Error Bars and Uncertainty
Many scientific and statistical charts include thin lines extending above and below each data point. These error bars represent uncertainty in the measurement, and they come in several varieties. Some show standard deviation (how spread out the raw data is), some show standard error (how confident you can be in the average), and some show the margin of error for a 95% confidence interval. The chart’s legend or caption should specify which type is being used, and misreading the type changes your interpretation significantly.
When error bars from two groups overlap substantially, you generally can’t conclude those groups are meaningfully different. When the bars don’t overlap at all, the difference is likely real. The gray zone is partial overlap, where you’d need the actual statistical test to know for sure. If a chart doesn’t specify what the error bars represent, treat the data with extra caution.

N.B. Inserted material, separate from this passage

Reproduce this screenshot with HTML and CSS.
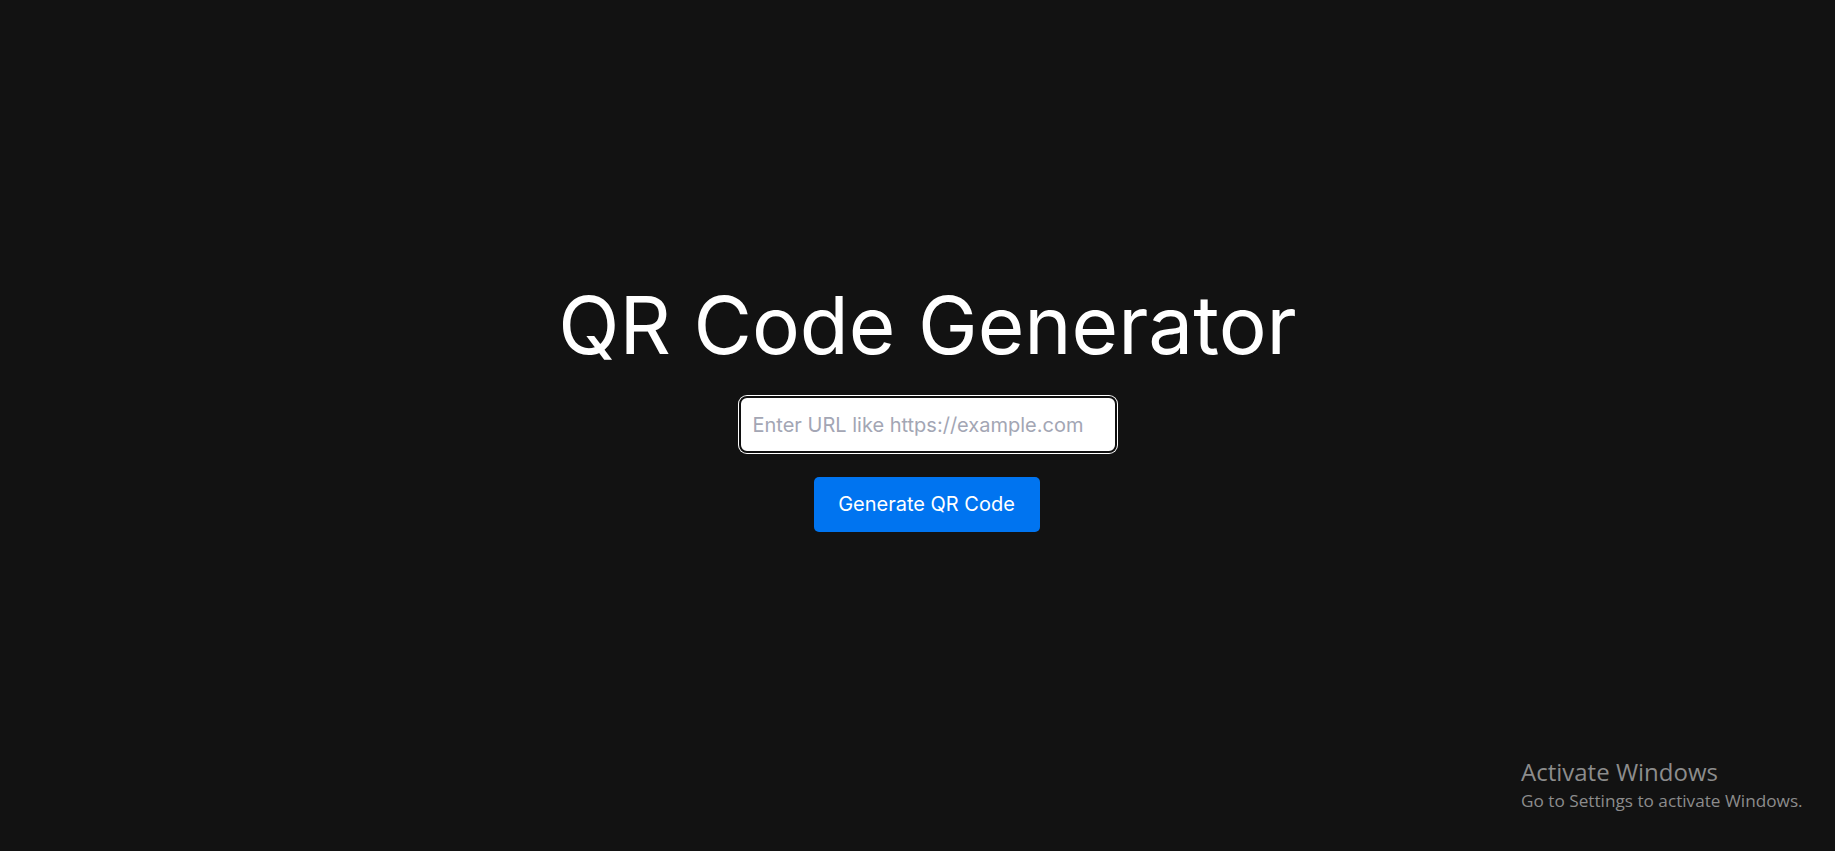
FILE: index.html
```html
<!DOCTYPE html>
<html lang="en">
<head>
<meta charset="utf-8">
<title>QR Code Generator</title>
<link rel="stylesheet" href="styles.css">
</head>
<body>
<main class="app">
  <h1 class="title">QR Code Generator</h1>
  <input class="url-input" type="text" placeholder="Enter URL like https://example.com">
  <button class="generate-btn" type="button">Generate QR Code</button>
</main>
<div class="watermark">
  <div class="wm-title">Activate Windows</div>
  <div class="wm-sub">Go to Settings to activate Windows.</div>
</div>
</body>
</html>
```
FILE: styles.css
```css
* { box-sizing: border-box; }
html, body { height: 100%; }
body {
  margin: 0;
  background: #121212;
  font-family: Inter, "Noto Sans", sans-serif;
  color: #fff;
  overflow: hidden;
}
.app {
  height: 100%;
  display: flex;
  flex-direction: column;
  align-items: center;
  justify-content: center;
  padding-left: 20px;
  padding-bottom: 42px;
}
.title {
  margin: 0 0 22px;
  font-size: 80px;
  font-weight: 400;
  line-height: 1.21;
  letter-spacing: 0;
}
.url-input {
  width: 378px;
  height: 57px;
  padding: 1px 12px 0;
  border: 2px solid #101010;
  border-radius: 8px;
  box-shadow: 0 0 0 1px #fff;
  outline: none;
  background: #fff;
  font-family: Inter, "Noto Sans", sans-serif;
  font-size: 20px;
  color: #222;
  margin-bottom: 24px;
}
.url-input::placeholder { color: #a3a6b4; }
.generate-btn {
  height: 55px;
  width: 226px;
  margin-right: 2px;
  border: none;
  border-radius: 5px;
  background: #0074f0;
  color: #fff;
  font-family: Inter, "Noto Sans", sans-serif;
  font-size: 20px;
  cursor: pointer;
}
.watermark {
  position: absolute;
  left: 1521px;
  top: 755px;
  color: #8c8c8c;
  font-family: "Open Sans", "Noto Sans", sans-serif;
}
.wm-title { font-size: 24px; line-height: 34px; }
.wm-sub { font-size: 17.2px; line-height: 24px; }
```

Spotting Misleading Charts
The most frequently cited trick is a truncated y-axis, where the scale doesn’t start at zero. This makes small differences look dramatic. A bar chart showing values of 98, 99, and 100 will look like massive variation if the axis starts at 97, even though the actual difference is tiny. Always check where the axis begins.
Three-dimensional effects on any chart type distort perception. Depth and perspective make some elements appear larger or closer than they are. There’s almost never a good reason for a 3D chart. Dual axes (two different y-axis scales on the left and right sides) can also mislead, because the creator chooses how the two scales align, which can manufacture the appearance of correlation or hide real differences.
Interestingly, research on misleading charts in media found that only about 11% of deceptive charts rely on these well-known visual tricks. The majority mislead through subtler means: cherry-picking time ranges, omitting context, or pairing accurate charts with inaccurate headlines. The chart itself might be technically correct while the framing around it tells the wrong story. Reading the axis labels, checking the date range, and asking “what’s not shown here?” will catch most of these problems.